The law raises some interesting questions about what constitutes abuse. Supporters of the law argue that authorities can now focus on more serious cases of abuse and will not have to be bothered with ‘nuisance calls,’ which were usually made against well-meaning parents allowing their children a small dose of independence. Although I fully support the bill, the authors of the bill don’t explain how to differentiate a child with some independence from a potentially neglected one. In a small community, it might be easy to tell if a child is walking to their nearby house, but in a larger community, it might be unclear how far the child is travelling or the conditions to which that child might have been subjected. A lot of calls to the authorities erred on the side of caution, which is good natured, but also is ultimately a waste of resources and a potential disaster for parents who have been wrongfully reported, who can be arrested on negligence charges.

What is also needed in addition to the passing of the law is education on how to distinguish a potentially neglected child from an independent one as well as a paradigm shift on parenting itself. Nowadays, a parent who is seen giving their child freedom is automatically a bad, uninvolved parent.
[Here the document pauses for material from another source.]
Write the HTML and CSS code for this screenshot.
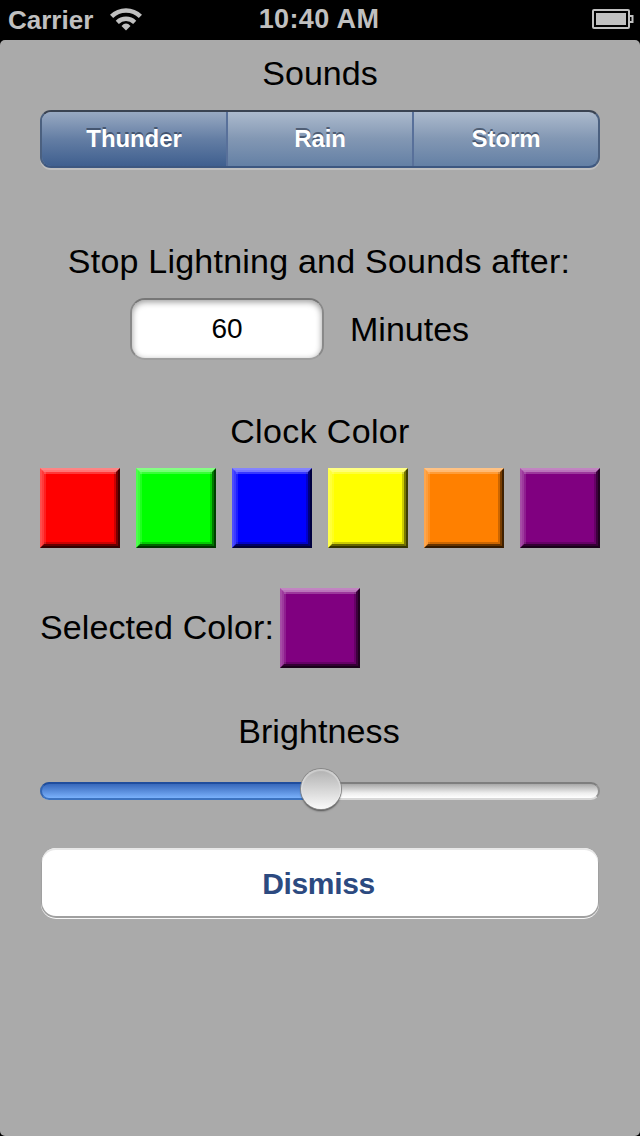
FILE: index.html
```html
<!DOCTYPE html>
<html lang="en">
<head>
<meta charset="utf-8">
<title>Settings</title>
<link rel="stylesheet" href="styles.css">
</head>
<body>
<header class="status">
  <div class="status-left">
    <span class="carrier">Carrier</span>
    <svg class="wifi" width="32" height="24" viewBox="0 0 32 24" fill="none" stroke="#c0c0c0" stroke-width="4.500">
      <path d="M1.600 9.400A20.500 20.500 0 0 1 30.400 9.400"/>
      <path d="M7.300 15.300A12.600 12.600 0 0 1 24.700 15.300"/>
      <path d="M16 23.500L11.500 18.900Q16 14.300 20.500 18.900Z" fill="#c0c0c0" stroke="none"/>
    </svg>
  </div>
  <span class="time">10:40 AM</span>
  <svg class="battery" width="42" height="20" viewBox="0 0 42 20">
    <rect x="1" y="1" width="36" height="18" rx="1" fill="none" stroke="#c0c0c0" stroke-width="2"/>
    <rect x="4" y="4" width="30" height="12" fill="#c0c0c0"/>
    <path d="M38 7H40.500V13H38" fill="none" stroke="#c0c0c0" stroke-width="2"/>
  </svg>
</header>
<main class="panel">
  <h2 class="label sounds-label">Sounds</h2>
  <div class="segments">
    <button class="segment selected">Thunder</button>
    <button class="segment">Rain</button>
    <button class="segment">Storm</button>
  </div>
  <h2 class="label stop-label">Stop Lightning and Sounds after:</h2>
  <div class="minutes-row">
    <input class="minutes" value="60" aria-label="Minutes">
    <span class="label">Minutes</span>
  </div>
  <h2 class="label clock-label">Clock Color</h2>
  <div class="swatches">
    <div class="swatch red"></div>
    <div class="swatch green"></div>
    <div class="swatch blue"></div>
    <div class="swatch yellow"></div>
    <div class="swatch orange"></div>
    <div class="swatch purple"></div>
  </div>
  <div class="selected-row">
    <span class="label selected-label">Selected Color:</span>
    <div class="swatch purple"></div>
  </div>
  <h2 class="label brightness-label">Brightness</h2>
  <div class="slider">
    <div class="slider-fill"></div>
    <div class="slider-knob"></div>
  </div>
  <button class="dismiss">Dismiss</button>
</main>
</body>
</html>
```

FILE: styles.css
```css
* { box-sizing: border-box; }
body {
  margin: 0;
  width: 640px;
  height: 1136px;
  overflow: hidden;
  background: #000;
  font-family: "Liberation Sans", Arial, sans-serif;
}
button { border: 0; padding: 0; background: none; font: inherit; }
.status {
  display: grid;
  grid-template-columns: 1fr auto 1fr;
  align-items: center;
  height: 40px;
  padding: 0 6px 2px 8px;
  color: #c0c0c0;
  font-size: 26px;
  font-weight: bold;
}
.status-left { display: flex; align-items: center; gap: 17px; }
.carrier { padding-top: 2px; }
.time { font-size: 27px; letter-spacing: .4px; margin-right: 4px; padding-top: 1px; }
.battery { justify-self: end; }
.panel {
  display: flex;
  flex-direction: column;
  height: 1096px;
  padding: 9px 40px 0;
  border-radius: 5px;
  background: #aaa;
}
.label {
  margin: 0;
  color: #000;
  font-size: 34px;
  font-weight: normal;
  line-height: 48px;
  text-align: center;
  white-space: nowrap;
}
.segments {
  display: flex;
  height: 58px;
  margin-top: 13px;
  border: 2px solid;
  border-color: #3a4352 #4b607f #3d5780 #4b607f;
  border-radius: 11px;
  background: linear-gradient(#acbacd, #8297b3 50%, #6480a5);
  box-shadow: 0 2px 0 #c0c0c0;
  overflow: hidden;
}
.segment {
  flex: 1;
  color: #fff;
  font-size: 24px;
  font-weight: bold;
  line-height: 54px;
  letter-spacing: -.1px;
  text-shadow: 0 -2px 0 rgba(35, 48, 70, .6);
}
.segment + .segment { border-left: 2px solid #58709a; }
.segment.selected { background: linear-gradient(#98a9c2, #647ea4 50%, #3f5f8f); }
.stop-label { margin-top: 69px; margin-left: -2px; letter-spacing: .22px; }
.minutes-row {
  display: flex;
  align-items: center;
  gap: 26px;
  height: 62px;
  margin: 13px 0 0 90px;
}
.minutes {
  width: 194px;
  height: 62px;
  padding: 0;
  border: 2px solid;
  border-color: #777 #898989 #9e9e9e;
  border-radius: 15px;
  background: #fff;
  box-shadow: inset 0 2px 6px rgba(0, 0, 0, .4);
  font: 28px "Liberation Sans", Arial, sans-serif;
  text-align: center;
}
.clock-label { margin-top: 47px; letter-spacing: .35px; }
.swatches { display: flex; gap: 16px; margin-top: 13px; }
.swatch {
  position: relative;
  width: 80px;
  height: 80px;
  border: 2px solid;
  border-color: rgba(255, 255, 255, .52) rgba(0, 0, 0, .75) rgba(0, 0, 0, .8) rgba(255, 255, 255, .3);
}
.swatch::before {
  content: "";
  position: absolute;
  inset: 0;
  border: 2px solid;
  border-color: rgba(255, 255, 255, .46) rgba(0, 0, 0, .52) rgba(0, 0, 0, .6) rgba(255, 255, 255, .23);
  box-shadow: inset 0 2px 0 rgba(255, 255, 255, .22), inset 2px 0 0 rgba(255, 255, 255, .12), inset -2px -2px 0 rgba(0, 0, 0, .2);
}
.red { background-color: #f00; }
.green { background-color: #0f0; }
.blue { background-color: #00f; }
.yellow { background-color: #ff0; }
.orange { background-color: #ff8000; }
.purple { background-color: #800080; }
.selected-row { display: flex; align-items: center; height: 80px; margin-top: 40px; }
.selected-label { width: 240px; margin-top: -2px; letter-spacing: .1px; text-align: left; }
.brightness-label { margin-top: 39px; margin-left: -2px; letter-spacing: .1px; }
.slider {
  position: relative;
  height: 18px;
  margin-top: 27px;
  border: 2px solid;
  border-color: #7e7e7e #929292 #d8d8d8;
  border-radius: 9px;
  background: linear-gradient(#a8a8a8, #eee 65%, #fff);
}
.slider-fill {
  position: absolute;
  left: -2px;
  top: -2px;
  width: 50%;
  height: 18px;
  border: 2px solid;
  border-color: #1f4d9d #3265b2 #3c73c0;
  border-right: 0;
  border-radius: 9px 0 0 9px;
  background: linear-gradient(#3768bb, #7ab1fb);
}
.slider-knob {
  position: absolute;
  left: 259px;
  top: -15px;
  width: 40px;
  height: 40px;
  border-radius: 50%;
  background: linear-gradient(#b0b0b0, #fafafa);
  box-shadow: 0 0 0 1px #888, 0 2px 2px rgba(0, 0, 0, .55), inset 0 1px 1px 1px rgba(255, 255, 255, .35);
}
.dismiss {
  height: 68px;
  margin: 48px 2px 0;
  border-radius: 14px;
  background: #fff;
  box-shadow: inset 0 2px 0 #e8e8e8, 0 1px 0 1px #a0a0a0, 0 2px 0 1px #f8f8f8;
  color: #2c4a80;
  font-size: 30px;
  font-weight: bold;
  line-height: 72px;
  letter-spacing: -.35px;
  text-indent: -3px;
}
```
While ‘freerange parenting’ is a technique often used by earlier generations of parents, the technology we have access to today encourages us to either embrace giving children more freedom or to become even more involved with our children.

Today, we have access to cell phones with location-sharing features that allow us to constantly know where someone else is. Cell phones also give children the opportunity to check in with parents and contact them immediately in the case of emergency. Allowing children to be independent in today’s world is a lot safer than it was a couple of decades ago. A child that play in the park with their friends can easily be monitored by parents from afar. It doesn’t make sense to physically cling to one’s child when the technology is there for parents to ensure the safety of their child when they are alone. It also builds trust between a parent and child. When a parent trusts a child to contact them if they need anything, there is an agreement made to keep a parent aware of the child’s relative whereabout in exchange for independence. Although anti-free range parenting is a new phenomenon, sheltering a child is outdated and oftentimes misinformed.
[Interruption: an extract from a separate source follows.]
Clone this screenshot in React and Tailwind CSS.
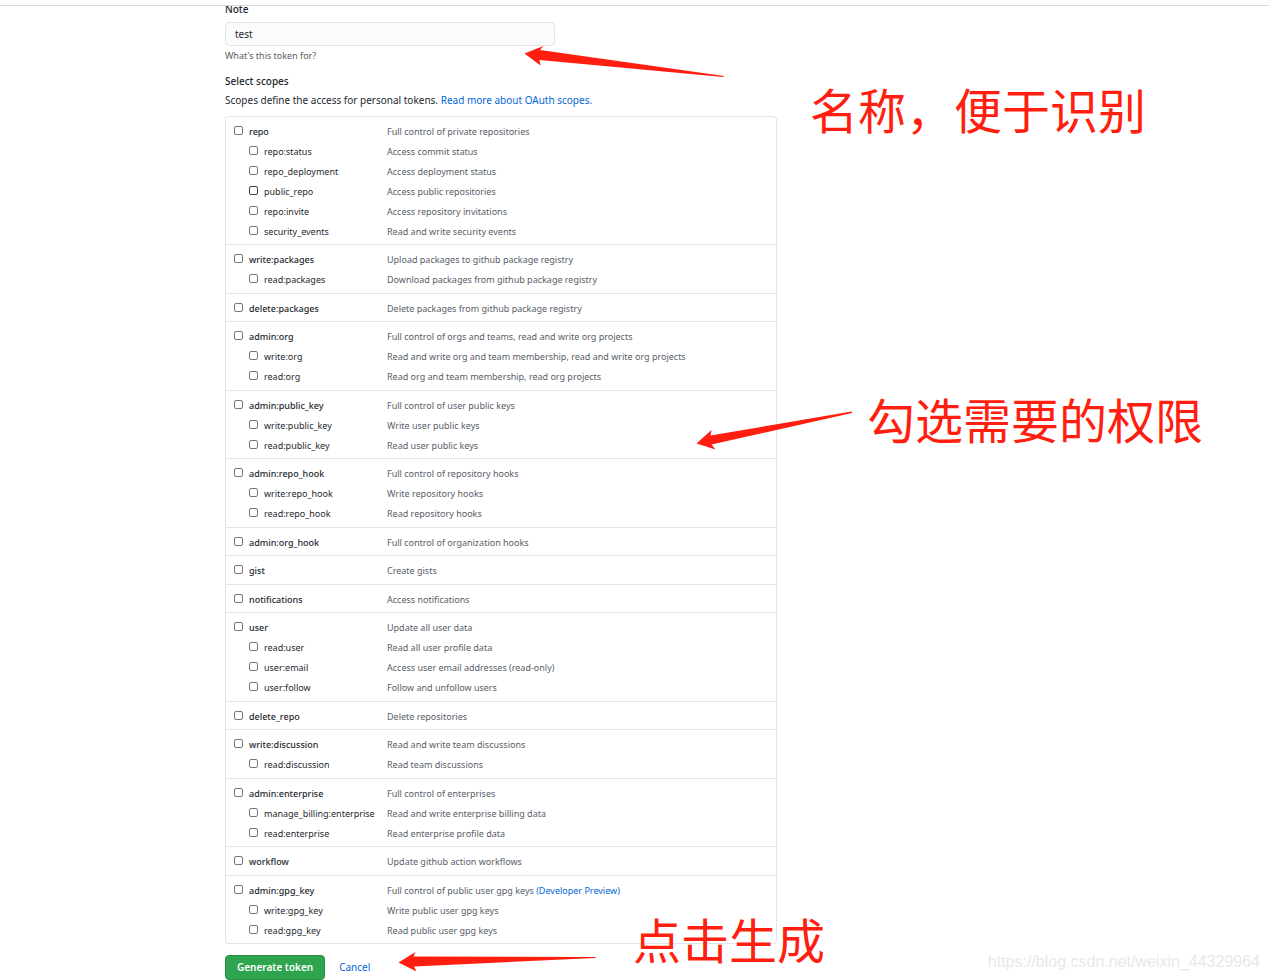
import { useState } from "react";

const SCOPES = [
  { name: "repo", desc: "Full control of private repositories", children: [
    { name: "repo:status", desc: "Access commit status" },
    { name: "repo_deployment", desc: "Access deployment status" },
    { name: "public_repo", desc: "Access public repositories", active: true },
    { name: "repo:invite", desc: "Access repository invitations" },
    { name: "security_events", desc: "Read and write security events" },
  ] },
  { name: "write:packages", desc: "Upload packages to github package registry", children: [
    { name: "read:packages", desc: "Download packages from github package registry" },
  ] },
  { name: "delete:packages", desc: "Delete packages from github package registry" },
  { name: "admin:org", desc: "Full control of orgs and teams, read and write org projects", children: [
    { name: "write:org", desc: "Read and write org and team membership, read and write org projects" },
    { name: "read:org", desc: "Read org and team membership, read org projects" },
  ] },
  { name: "admin:public_key", desc: "Full control of user public keys", children: [
    { name: "write:public_key", desc: "Write user public keys" },
    { name: "read:public_key", desc: "Read user public keys" },
  ] },
  { name: "admin:repo_hook", desc: "Full control of repository hooks", children: [
    { name: "write:repo_hook", desc: "Write repository hooks" },
    { name: "read:repo_hook", desc: "Read repository hooks" },
  ] },
  { name: "admin:org_hook", desc: "Full control of organization hooks" },
  { name: "gist", desc: "Create gists" },
  { name: "notifications", desc: "Access notifications" },
  { name: "user", desc: "Update all user data", children: [
    { name: "read:user", desc: "Read all user profile data" },
    { name: "user:email", desc: "Access user email addresses (read-only)" },
    { name: "user:follow", desc: "Follow and unfollow users" },
  ] },
  { name: "delete_repo", desc: "Delete repositories" },
  { name: "write:discussion", desc: "Read and write team discussions", children: [
    { name: "read:discussion", desc: "Read team discussions" },
  ] },
  { name: "admin:enterprise", desc: "Full control of enterprises", children: [
    { name: "manage_billing:enterprise", desc: "Read and write enterprise billing data" },
    { name: "read:enterprise", desc: "Read enterprise profile data" },
  ] },
  { name: "workflow", desc: "Update github action workflows" },
  { name: "admin:gpg_key", desc: "Full control of public user gpg keys", link: "(Developer Preview)", children: [
    { name: "write:gpg_key", desc: "Write public user gpg keys" },
    { name: "read:gpg_key", desc: "Read public user gpg keys" },
  ] },
];

function ScopeRow({ scope, nested, checked, onToggle }) {
  return (
    <div className="flex h-5 items-center text-[9px] leading-5">
      <label className={`flex w-[161px] shrink-0 items-center whitespace-nowrap text-[#24292e] ${nested ? "pl-[23px]" : "pl-2 font-medium"}`}>
        <input
          type="checkbox"
          checked={checked}
          onChange={() => onToggle(scope.name)}
          className={`mr-1.5 mb-1 size-[9px] shrink-0 appearance-none rounded-[2px] border bg-white checked:bg-[#0366d6] ${scope.active ? "border-[#3c3c3c]" : "border-[#767676]"}`}
        />
        {scope.name}
      </label>
      <span className="whitespace-nowrap text-[#586069]">
        {scope.desc}
        {scope.link && <> <a href="#preview" className="text-[#0366d6]">{scope.link}</a></>}
      </span>
    </div>
  );
}

function Callout({ className, children }) {
  return (
    <p className={`pointer-events-none absolute whitespace-nowrap font-['Noto_Sans_CJK_SC',sans-serif] text-5xl leading-[56px] text-[#ff1e10] ${className}`}>
      {children}
    </p>
  );
}

export default function App() {
  const [note, setNote] = useState("test");
  const [selected, setSelected] = useState([]);

  const toggle = (name) =>
    setSelected((prev) => prev.includes(name) ? prev.filter((n) => n !== name) : [...prev, name]);

  return (
    <div className="relative min-h-screen overflow-hidden bg-white font-['Noto_Sans','Open_Sans',sans-serif] text-[#24292e]">
      {/* Bottom edge of the page header */}
      <header className="relative z-10 h-1.5 border-b border-[#d8dade] bg-white" />

      <form onSubmit={(e) => e.preventDefault()} className="-mt-1 ml-[225px] max-w-[552px]">
        <label htmlFor="note" className="block text-[10px] leading-[14px] font-medium">Note</label>
        <input
          id="note"
          value={note}
          onChange={(e) => setNote(e.target.value)}
          className="mt-1.5 block h-6 w-[330px] max-w-full rounded border border-[#e1e4e8] bg-[#fafbfc] px-[9px] text-[10px]"
        />
        <p className="mt-0.5 text-[9px] leading-4 text-[#586069]">What's this token for?</p>

        <h2 className="mt-[9px] text-[10px] leading-4 font-medium">Select scopes</h2>
        <p className="mt-0.5 mb-[7px] text-[10px] leading-[18px]">
          Scopes define the access for personal tokens. <a href="#scopes" className="text-[#0366d6]">Read more about OAuth scopes.</a>
        </p>

        {/* Scope list */}
        <ul className="rounded border border-t-0 border-[#e1e4e8]">
          {SCOPES.map((s) => (
            <li key={s.name} className="border-t border-[#e1e4e8] pt-[5px] pb-0.5 first:rounded-t even:pb-[3px]">
              <ScopeRow scope={s} checked={selected.includes(s.name)} onToggle={toggle} />
              {s.children?.map((c) => (
                <ScopeRow key={c.name} scope={c} nested checked={selected.includes(c.name)} onToggle={toggle} />
              ))}
            </li>
          ))}
        </ul>

        <div className="mt-[11px] flex items-center gap-3.5">
          <button type="submit" className="h-[25px] rounded border border-[#2a8f47] bg-[#2ea44f] px-[11px] text-[10px] font-semibold text-white">Generate token</button>
          <a href="#cancel" className="text-[10px] text-[#0366d6]">Cancel</a>
        </div>
      </form>

      {/* Callouts over the form */}
      <svg className="pointer-events-none absolute top-0 left-0 h-[980px] w-[1269px]" viewBox="0 0 1269 980" fill="#ff1e10" aria-hidden="true">
        <path d="M524.5 53.5 543.5 46 540 50 724 76 723 77 539.500 60 540.500 65.500Z" />
        <path d="M696.500 443.500 711.500 430 710.500 435.500 851.500 411.500 852 413 711.500 444.500 715.500 449.500Z" />
        <path d="M398.500 962.500 415.500 952 413.500 956.500 595.500 957 595.500 958 414 966.500 416.500 971.500Z" />
      </svg>
      <Callout className="top-20 left-[810px]">名称，便于识别</Callout>
      <Callout className="top-[390px] left-[867px]">勾选需要的权限</Callout>
      <Callout className="top-[910px] left-[633px]">点击生成</Callout>

      <p className="pointer-events-none absolute right-[9px] bottom-1.5 font-['Liberation_Sans',sans-serif] text-base leading-6 text-[#e8e8e8]">
        https://blog.csdn.net/weixin_44329964
      </p>
    </div>
  );
}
Statistics around child abuse, kidnapping and child abduction are often misleading. Yes, a large number of children go missing every year, but it is a small fraction of the child population and has been decreasing every year. According to The Washington Post, kidnapping went down by 31 percent from 1997 to 2011. While most parents teach their children to be wary of strangers, kidnappings that involve a child being taken by a stranger or acquaintance are only one percent of total kidnappings in a given year. The reality is that a child is much more likely to be taken by a family friend or relative. Kidnapping is also loosely defined, in that a parent who does not have full custody of their child is technically kidnapping if they keep the child more than the court-allotted time. I don’t intend to downplay the real tragedies that occur, but it is clear that the overall risk is a lot lower than what is perceived by the general public. In addition to these statistics, children are most likely to be kidnapped at around the age of three, when parents are usually highly present in the child’s life. Total kidnappings peak at around age 19, when parents are no longer legally responsible for their child. Letting kids have some independence is a lot safer than it is perceived to be.

More states should adopt legislature similar to Utah’s ‘free-range parenting’ law. Independence is a crucial skill for children to learn. Growing up in a large city, I was allowed the freedom to walk myself to and from my neighborhood elementary and middle schools. I was given a simple flip phone and called home to let my parents know whether I would stop by the park or hang out with friends longer than expected. I learned how to communicate with my parents better and how to manage my time and small allowance. Independence let me use the lessons my mother taught me without her direct instruction, which I believe made me a lot more mature than my peers. While other teenagers struggled to grasp their newfound independence, I already had responsibility and self control instilled in me from a young age. Parents should not be punished for teaching their children how to live without them, as it is a crucial skill that should be learned sooner rather than later. Hopefully, this legislation helps to bring about a paradigm shift on freerange parenting, which is much needed.